How long should it take for minutes to be published after the meeting is over?
Is this a lightweight topic? Maybe. Still…
I think it may be the rule more often than not that they’re “typed up” and distributed just before the next meeting. Depending on the formality of the organization, there may be a motion to accept them, or not. I’d wager that by the time people are reading them, they’re approved over 90% of the time because, well, who can remember if they’re correct, or not.
I might also wager that since they’re produced just–in-time for the next meeting, the person creating them has largely forgotten the subtleties in the conversation at the original meeting, and therefore the minutes become little more than the ever-popular “discussion ensued” followed by the decision taken. Indeed, even the decision taken may or may not reflect exactly what everyone thought they were voting on.
So, when should minutes be produced and distributed?
Are they a mere annoyance and their production just a formality? Or, is their role something more substantial to accurately record the democratic process and agreements?
Might it also be suggested that, while not being a transcript of everything everyone said, they should also be a useful device to capture the key elements of why certain decisions were made? (I think so.) Typing in half-a-dozen points for a conversation that took thirty minutes isn’t too extreme.
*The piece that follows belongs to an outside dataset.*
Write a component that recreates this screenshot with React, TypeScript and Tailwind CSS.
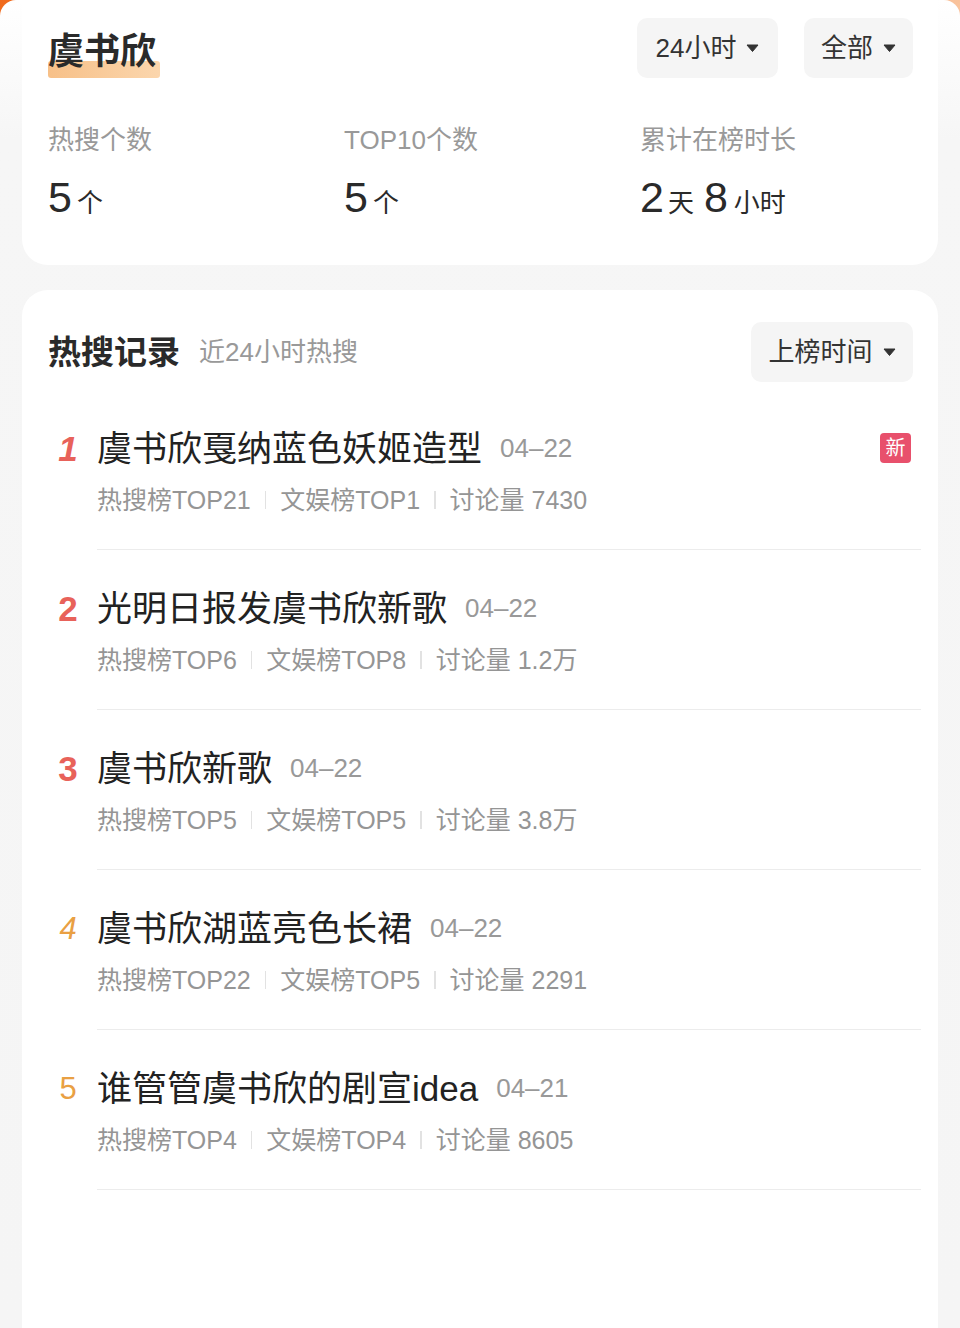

Further, I’d say that their most useful purpose might be the trigger to make sure that people know what’s expected of them – and agreed to – in terms of action prior to the next meeting so that organizational momentum is maintained. Would you rather have twenty-five days notice to get your action items done (if you weren’t keeping your own notes), or see it emblazoned in your eyes as you’re about to give your status update to the other people?
A record of a decision in the past is good; perhaps the focus on the future is even more important.
My rule-of-thumb is to get minutes out within a couple of days. People often have things “back at the office” (companies) or “back at home” (non-profit volunteers) to deal with, so they’re not necessarily chomping at the bit for the minutes. However, after that, they serve as a good mental reminder to get on with the things they agreed to do.
So, are minutes just a device for the past, or also the future?
Get them done and out. It’s a wise thing to do.